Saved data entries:
==============================
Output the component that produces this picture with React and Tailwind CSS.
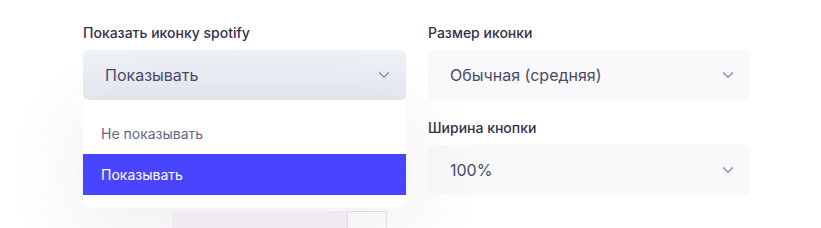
import React from "react";

const Chevron = () => (
  <svg width="12" height="8" viewBox="0 0 12 8" fill="none" className="shrink-0">
    <path d="M1.5 1.8 6 6.2l4.5-4.4" stroke="#8e8ea9" strokeWidth="1.4" strokeLinecap="round" strokeLinejoin="round" />
  </svg>
);

const Field = ({ label, value, active, children }) => (
  <div className="flex flex-col">
    <label className="text-[14px] leading-5 font-medium text-[#32324d] mb-[7px]">{label}</label>
    <div className="relative">
      <button
        className={
          active
            ? "w-full h-[50px] flex items-center justify-between pl-[22px] pr-[16px] rounded-md bg-gradient-to-b from-[#eef1f6] to-[#e6e9f0] text-[16px] text-[#4a4a6a]"
            : "w-full h-[50px] flex items-center justify-between pl-[22px] pr-[16px] rounded-md bg-[#f9f9fb] text-[16px] text-[#4a4a6a]"
        }
      >
        <span>{value}</span>
        <Chevron />
      </button>
      {children}
    </div>
  </div>
);

export default function App() {
  return (
    <div className="w-[821px] h-[228px] bg-white overflow-hidden" style={{ fontFamily: "Inter, 'Noto Sans', sans-serif" }}>
      <div className="grid grid-cols-[323px_322px] gap-x-[22px] pl-[83px] pt-[23px]">
        <div className="flex flex-col">
          <Field label="Показать иконку spotify" value="Показывать" active>
            <div className="absolute left-0 right-0 top-[50px] z-10 bg-white rounded-md py-[13px] shadow-[0_18px_80px_rgba(110,70,110,0.11)]">
              <div className="h-[41px] flex items-center px-[18px] text-[14px] text-[#666687]">Не показывать</div>
              <div className="h-[41px] flex items-center px-[18px] text-[14px] text-white bg-[#4945ff]">Показывать</div>
            </div>
          </Field>
          <div className="flex mt-[111px] ml-[89px] h-[20px]">
            <div className="w-[175px] bg-[#f8f6f9]" />
            <div className="w-[40px] bg-white border border-[#e4e4ea]" />
          </div>
        </div>
        <div className="flex flex-col gap-[18px]">
          <Field label="Размер иконки" value="Обычная (средняя)" />
          <Field label="Ширина кнопки" value="100%" />
        </div>
      </div>
    </div>
  );
}
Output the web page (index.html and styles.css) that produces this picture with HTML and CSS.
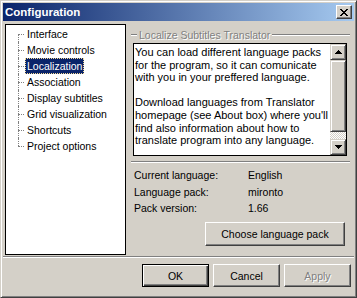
FILE: index.html
```html
<!DOCTYPE html>
<html>
<head>
<meta charset="utf-8">
<link rel="stylesheet" href="styles.css">
</head>
<body>
<div class="window">
  <div class="titlebar">
    <span class="title">Configuration</span>
    <div class="close">
      <svg width="8" height="7" viewBox="0 0 8 7" shape-rendering="crispEdges"><path fill="#000" d="M0 0h2v1H0zM6 0h2v1H6zM1 1h2v1H1zM5 1h2v1H5zM2 2h4v1H2zM3 3h2v1H3zM2 4h4v1H2zM1 5h2v1H1zM5 5h2v1H5zM0 6h2v1H0zM6 6h2v1H6z"/></svg>
    </div>
  </div>
  <div class="content">
    <ul class="tree">
      <li class="item first"><span class="label">Interface</span></li>
      <li class="item"><span class="label">Movie controls</span></li>
      <li class="item"><span class="label selected">Localization</span></li>
      <li class="item"><span class="label">Association</span></li>
      <li class="item"><span class="label">Display subtitles</span></li>
      <li class="item"><span class="label">Grid visualization</span></li>
      <li class="item"><span class="label">Shortcuts</span></li>
      <li class="item last"><span class="label">Project options</span></li>
    </ul>
    <div class="panel">
      <div class="group-head">
        <span class="etch short"></span>
        <span class="group-title">Localize Subtitles Translator</span>
        <span class="etch grow"></span>
      </div>
      <div class="memo">
        <div class="memo-text">
          <p>You can load different language packs for the program, so it can comunicate with you in your preffered language.</p>
          <p>Download languages from Translator homepage (see About box) where you'll find also information about how to translate program into any language.</p>
        </div>
        <div class="scrollbar">
          <div class="sb-btn">
            <svg width="7" height="4" viewBox="0 0 7 4" shape-rendering="crispEdges"><path fill="#000" d="M3 0h1v1H3zM2 1h3v1H2zM1 2h5v1H1zM0 3h7v1H0z"/></svg>
          </div>
          <div class="sb-thumb"></div>
          <div class="sb-track"></div>
          <div class="sb-btn">
            <svg width="7" height="4" viewBox="0 0 7 4" shape-rendering="crispEdges"><path fill="#000" d="M0 0h7v1H0zM1 1h5v1H1zM2 2h3v1H2zM3 3h1v1H3z"/></svg>
          </div>
        </div>
      </div>
      <div class="etch full"></div>
      <div class="info">
        <div class="row"><span class="key">Current language:</span><span class="val">English</span></div>
        <div class="row"><span class="key">Language pack:</span><span class="val">mironto</span></div>
        <div class="row"><span class="key">Pack version:</span><span class="val">1.66</span></div>
      </div>
      <div class="choose-row">
        <div class="btn choose">Choose language pack</div>
      </div>
    </div>
  </div>
  <div class="etch separator"></div>
  <div class="footer">
    <div class="btn default">OK</div>
    <div class="btn">Cancel</div>
    <div class="btn disabled">Apply</div>
  </div>
</div>
</body>
</html>
```

FILE: styles.css
```css
* { box-sizing: border-box; }
html, body { margin: 0; padding: 0; background: #d4d0c8; }
body {
  font-family: "Liberation Sans", Arial, sans-serif;
  font-size: 10.5px;
  color: #000;
}
.window {
  width: 357px;
  height: 298px;
  background: #d4d0c8;
  border: 1px solid;
  border-color: #d4d0c8 #404040 #404040 #d4d0c8;
  box-shadow: inset 1px 1px #fff, inset -1px -1px #808080;
  padding: 2px;
  display: flex;
  flex-direction: column;
}
.titlebar {
  height: 18px;
  flex: none;
  display: flex;
  align-items: center;
  justify-content: space-between;
  padding: 0 2px 0 2px;
  background: linear-gradient(to right, #0a246a, #a6caf0);
}
.title {
  color: #fff;
  font-weight: bold;
  font-size: 11.5px;
  letter-spacing: 0;
}
.close {
  width: 16px;
  height: 14px;
  background: #d4d0c8;
  border: 1px solid;
  border-color: #fff #404040 #404040 #fff;
  box-shadow: inset -1px -1px #808080;
  display: flex;
  align-items: center;
  justify-content: center;
  padding-right: 1px;
}
.close svg { display: block; }
.content {
  height: 235px;
  flex: none;
  display: flex;
}
.tree {
  list-style: none;
  margin: 3px 0 0 2px;
  padding: 1px 0 0 19px;
  width: 121px;
  height: 231px;
  background: #fff;
  border: 1px solid #000;
}
.item {
  position: relative;
  height: 16px;
  line-height: 16px;
  white-space: nowrap;
}
.item::before {
  content: "";
  position: absolute;
  left: -7px;
  top: 8px;
  width: 6px;
  border-top: 1px dotted #808080;
}
.item::after {
  content: "";
  position: absolute;
  left: -7px;
  top: 0;
  height: 16px;
  border-left: 1px dotted #808080;
}
.item.first::after { top: 8px; height: 8px; }
.item.last::after { height: 8px; }
.label {
  display: inline-block;
  padding: 0 2px;
  height: 16px;
  line-height: 16px;
}
.label.selected {
  background: #0a246a;
  color: #fff;
  outline: 1px dotted #f5db95;
  outline-offset: -1px;
}
.panel {
  margin: 7px 0 0 5px;
  width: 219px;
  display: flex;
  flex-direction: column;
}
.group-head {
  height: 13px;
  display: flex;
  align-items: center;
}
.etch {
  height: 2px;
  border-top: 1px solid #808080;
  border-bottom: 1px solid #fff;
}
.etch.short { width: 6px; flex: none; }
.etch.grow { flex: 1; }
.group-title {
  margin: 0 2px;
  color: #808080;
  text-shadow: 1px 1px 0 #fff;
  white-space: nowrap;
}
.memo {
  margin: 2px 0 0 2px;
  width: 214px;
  height: 113px;
  border: 1px solid #000;
  background: #fff;
  display: flex;
}
.memo-text {
  flex: 1;
  padding: 2px 0 0 1px;
  font-size: 11px;
  line-height: 12.6px;
  overflow: hidden;
}
.memo-text p { margin: 0 0 12.6px 0; }
.scrollbar {
  width: 16px;
  flex: none;
  display: flex;
  flex-direction: column;
}
.sb-btn, .sb-thumb {
  background: #d4d0c8;
  border: 1px solid;
  border-color: #d4d0c8 #404040 #404040 #d4d0c8;
  box-shadow: inset 1px 1px #fff, inset -1px -1px #808080;
}
.sb-btn {
  height: 16px;
  flex: none;
  display: flex;
  align-items: center;
  justify-content: center;
}
.sb-btn svg { display: block; }
.sb-thumb { height: 72px; flex: none; }
.sb-track {
  flex: 1;
  background: repeating-conic-gradient(#fff 0 25%, #d4d0c8 0 50%) 0 0 / 2px 2px;
}
.etch.full { margin-top: 5px; }
.info {
  margin: 4px 0 0 3px;
}
.row {
  display: flex;
  height: 16.5px;
  line-height: 16.5px;
}
.key { width: 114px; flex: none; }
.choose-row {
  display: flex;
  justify-content: flex-end;
  margin: 5px 5px 0 0;
}
.btn {
  background: #d4d0c8;
  border: 1px solid;
  border-color: #fff #404040 #404040 #fff;
  box-shadow: inset -1px -1px #808080;
  display: flex;
  align-items: center;
  justify-content: center;
  white-space: nowrap;
}
.btn.choose { width: 140px; height: 24px; }
.separator { flex: none; }
.footer {
  display: flex;
  justify-content: flex-end;
  gap: 4px;
  padding: 6px 3px 0 0;
}
.footer .btn { width: 67px; height: 23px; }
.btn.default {
  border-color: #000;
  box-shadow: inset 1px 1px #fff, inset -1px -1px #404040, inset -2px -2px #808080;
}
.btn.disabled {
  color: #808080;
  text-shadow: 1px 1px 0 #fff;
}
```
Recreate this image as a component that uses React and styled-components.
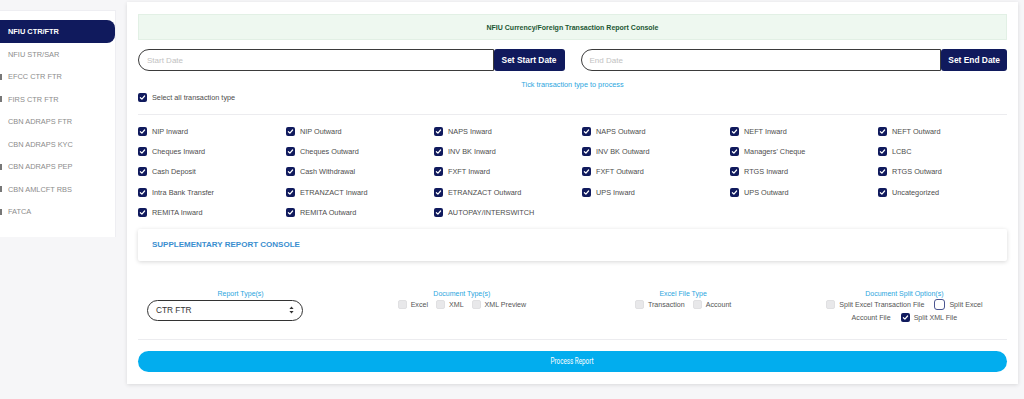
import React from "react";
import styled, { createGlobalStyle } from "styled-components";

const NAVY = "#101a5d";
const BLUE = "#2ba6de";

const GlobalStyle = createGlobalStyle`
  html, body {
    margin: 0;
    padding: 0;
    background: #f6f6f8;
    font-family: "Liberation Sans", Arial, sans-serif;
  }
  * { box-sizing: border-box; }
`;

const Page = styled.div`
  display: flex;
  align-items: flex-start;
  width: 1024px;
  height: 399px;
  overflow: hidden;
`;

const Sidebar = styled.nav`
  width: 116px;
  flex-shrink: 0;
  margin-top: 10px;
  padding: 9px 0 14px;
  background: #fff;
  border-top: 1px solid #eeeef2;
  border-right: 1px solid #eeeef2;
  display: flex;
  flex-direction: column;
`;

const SideItem = styled.div`
  position: relative;
  height: ${(p) => (p.$active ? "23px" : "22.5px")};
  display: flex;
  align-items: center;
  padding-left: 8px;
  font-size: 7.4px;
  color: ${(p) => (p.$active ? "#fff" : "#8c8c8c")};
  font-weight: ${(p) => (p.$active ? 700 : 400)};
  background: ${(p) => (p.$active ? NAVY : "transparent")};
  border-radius: ${(p) => (p.$active ? "0 8px 8px 0" : "0")};

  &::before {
    content: "";
    display: ${(p) => (p.$mark ? "block" : "none")};
    position: absolute;
    left: 0;
    top: 8px;
    width: 2px;
    height: 6px;
    background: #777;
  }
`;

const Main = styled.main`
  padding: 2px 6px 0 11px;
  flex: 1;
  min-width: 0;
`;

const Card = styled.section`
  background: #fff;
  padding: 12px 11px 12px;
  box-shadow: 0 1px 4px rgba(0, 0, 0, 0.12);
  display: flex;
  flex-direction: column;
`;

const Header = styled.div`
  height: 26px;
  display: flex;
  align-items: center;
  justify-content: center;
  background: #eef8f0;
  border: 1px solid #e2f0e5;
  color: #1d5733;
  font-size: 7px;
  font-weight: 700;
`;

const DateRow = styled.div`
  margin-top: 9px;
  display: flex;
  gap: 16px;
`;

const DateGroup = styled.div`
  flex: 1;
  display: flex;
  height: 22px;
`;

const DateInput = styled.div`
  flex: 1;
  border: 1px solid #3b3b3b;
  border-radius: 11px 0 0 11px;
  display: flex;
  align-items: center;
  padding-left: 8px;
  color: #c2c2c2;
  font-size: 8px;
`;

const DateButton = styled.button`
  height: 22px;
  border: none;
  border-radius: 3px;
  background: ${NAVY};
  color: #fff;
  font-family: inherit;
  font-weight: 700;
  font-size: 8.4px;
  padding: 0 ${(p) => p.$pad || "8px"};
`;

const Hint = styled.div`
  margin-top: 9px;
  line-height: 10px;
  text-align: center;
  color: ${BLUE};
  font-size: 7.3px;
`;

const CheckRow = styled.label`
  display: flex;
  align-items: center;
  gap: 5px;
  height: ${(p) => p.$h || "20.4px"};
  margin-top: ${(p) => p.$mt || "0"};
  font-size: 7.3px;
  color: #4d4d4d;
  white-space: nowrap;
`;

const Box = styled.span`
  display: inline-flex;
  align-items: center;
  justify-content: center;
  flex-shrink: 0;
  width: ${(p) => (p.$outline ? "11px" : "9px")};
  height: ${(p) => (p.$outline ? "11px" : "9px")};
  border-radius: ${(p) => (p.$outline ? "3px" : "2px")};
  vertical-align: middle;
  background: ${(p) => (p.$checked ? NAVY : p.$outline ? "#fff" : "#e8e8ea")};
  border: ${(p) =>
    p.$outline ? `1.3px solid #4a5590` : p.$checked ? "none" : "1px solid #e0e0e2"};
`;

const Divider = styled.hr`
  margin: ${(p) => p.$m || "0"};
  border: none;
  border-top: 1px solid #ececef;
  height: 0;
`;

const TypeGrid = styled.div`
  margin-top: 6px;
  display: grid;
  grid-template-columns: repeat(6, 148px);
`;

const SuppCard = styled.div`
  margin-top: 6px;
  height: 32px;
  display: flex;
  align-items: center;
  padding-left: 14px;
  background: #fff;
  box-shadow: 0 1px 4px rgba(0, 0, 0, 0.16);
  border-radius: 2px;
  color: #3a8ecf;
  font-size: 8px;
  font-weight: 700;
`;

const Options = styled.div`
  margin: 28px -8px 0;
  display: grid;
  grid-template-columns: repeat(4, 1fr);
`;

const OptCol = styled.div`
  display: flex;
  flex-direction: column;
  align-items: center;
`;

const OptLabel = styled.div`
  line-height: 10px;
  font-size: 7px;
  color: ${BLUE};
`;

const SelectBox = styled.div`
  align-self: flex-start;
  margin-left: 17px;
  margin-top: 1px;
  width: 156px;
  height: 21px;
  border: 1px solid #333;
  border-radius: 11px;
  display: flex;
  align-items: center;
  justify-content: space-between;
  padding: 0 8px 0 8px;
  font-size: 8.3px;
  color: #333;
`;

const InlineOpts = styled.div`
  width: ${(p) => p.$w || "auto"};
  text-align: center;
  line-height: 13px;
  font-size: 7.1px;
  color: #555;
`;

const Opt = styled.span`
  white-space: nowrap;
  margin-right: ${(p) => p.$mr || "8px"};
`;

const BoxGap = styled.span`
  display: inline-block;
  margin-right: 4px;
  line-height: 0;
  vertical-align: middle;
  position: relative;
  top: -1px;
`;

const ProcessButton = styled.button`
  margin-top: 11px;
  height: 21px;
  border: none;
  border-radius: 11px;
  background: #02adee;
  color: #fff;
  font-family: "Roboto", sans-serif;
  font-size: 8.5px;
  display: flex;
  align-items: center;
  justify-content: center;

  span {
    display: inline-block;
    transform: scaleX(0.74);
  }
`;

const Check = () => (
  <svg width="7" height="7" viewBox="0 0 7 7">
    <path d="M1.4 3.7 L2.9 5.1 L5.6 2" fill="none" stroke="#fff" strokeWidth="1.2" strokeLinecap="round" strokeLinejoin="round" />
  </svg>
);

const CheckBox = ({ checked, outline }) => (
  <Box $checked={checked} $outline={outline}>
    {checked && <Check />}
  </Box>
);

const InlineBox = (props) => (
  <BoxGap>
    <CheckBox {...props} />
  </BoxGap>
);

const Arrows = () => (
  <svg width="5" height="8" viewBox="0 0 5 8">
    <path d="M2.5 0.5 L4.6 3 L0.4 3 Z M2.5 7.5 L4.6 5 L0.4 5 Z" fill="#333" />
  </svg>
);

const sideItems = [
  { label: "NFIU CTR/FTR", active: true },
  { label: "NFIU STR/SAR" },
  { label: "EFCC CTR FTR", mark: true },
  { label: "FIRS CTR FTR", mark: true },
  { label: "CBN ADRAPS FTR" },
  { label: "CBN ADRAPS KYC" },
  { label: "CBN ADRAPS PEP", mark: true },
  { label: "CBN AMLCFT RBS", mark: true },
  { label: "FATCA", mark: true },
];

const types = [
  "NIP Inward", "NIP Outward", "NAPS Inward", "NAPS Outward", "NEFT Inward", "NEFT Outward",
  "Cheques Inward", "Cheques Outward", "INV BK Inward", "INV BK Outward", "Managers' Cheque", "LCBC",
  "Cash Deposit", "Cash Withdrawal", "FXFT Inward", "FXFT Outward", "RTGS Inward", "RTGS Outward",
  "Intra Bank Transfer", "ETRANZACT Inward", "ETRANZACT Outward", "UPS Inward", "UPS Outward", "Uncategorized",
  "REMITA Inward", "REMITA Outward", "AUTOPAY/INTERSWITCH",
];

export default function App() {
  return (
    <>
      <GlobalStyle />
      <Page>
        <Sidebar>
          {sideItems.map((it) => (
            <SideItem key={it.label} $active={it.active} $mark={it.mark}>
              {it.label}
            </SideItem>
          ))}
        </Sidebar>
        <Main>
          <Card>
            <Header>NFIU Currency/Foreign Transaction Report Console</Header>
            <DateRow>
              <DateGroup>
                <DateInput>Start Date</DateInput>
                <DateButton>Set Start Date</DateButton>
              </DateGroup>
              <DateGroup>
                <DateInput>End Date</DateInput>
                <DateButton $pad="7px">Set End Date</DateButton>
              </DateGroup>
            </DateRow>
            <Hint>Tick transaction type to process</Hint>
            <CheckRow $h="10px" $mt="2px">
              <CheckBox checked />
              Select all transaction type
            </CheckRow>
            <Divider $m="12px 0 0" />
            <TypeGrid>
              {types.map((t) => (
                <CheckRow key={t}>
                  <CheckBox checked />
                  {t}
                </CheckRow>
              ))}
            </TypeGrid>
            <SuppCard>SUPPLEMENTARY REPORT CONSOLE</SuppCard>
            <Options>
              <OptCol>
                <OptLabel>Report Type(s)</OptLabel>
                <SelectBox>
                  CTR FTR
                  <Arrows />
                </SelectBox>
              </OptCol>
              <OptCol>
                <OptLabel>Document Type(s)</OptLabel>
                <InlineOpts>
                  <Opt><InlineBox />Excel</Opt>
                  <Opt><InlineBox />XML</Opt>
                  <Opt $mr="0"><InlineBox />XML Preview</Opt>
                </InlineOpts>
              </OptCol>
              <OptCol>
                <OptLabel>Excel File Type</OptLabel>
                <InlineOpts>
                  <Opt><InlineBox />Transaction</Opt>
                  <Opt $mr="0"><InlineBox />Account</Opt>
                </InlineOpts>
              </OptCol>
              <OptCol>
                <OptLabel>Document Split Option(s)</OptLabel>
                <InlineOpts $w="176px">
                  <Opt><InlineBox />Split Excel Transaction File</Opt>{" "}
                  <Opt $mr="0"><InlineBox outline />Split Excel</Opt>{" "}
                  <Opt>Account File</Opt>{" "}
                  <Opt $mr="0"><InlineBox checked />Split XML File</Opt>
                </InlineOpts>
              </OptCol>
            </Options>
            <Divider $m="14px 0 0" />
            <ProcessButton>
              <span>Process Report</span>
            </ProcessButton>
          </Card>
        </Main>
      </Page>
    </>
  );
}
==============================
Instructions for the task: Where a line holds the string "picture", copy that line.

The completed task:
Output the component that produces this picture with React and Tailwind CSS.
Output the web page (index.html and styles.css) that produces this picture with HTML and CSS.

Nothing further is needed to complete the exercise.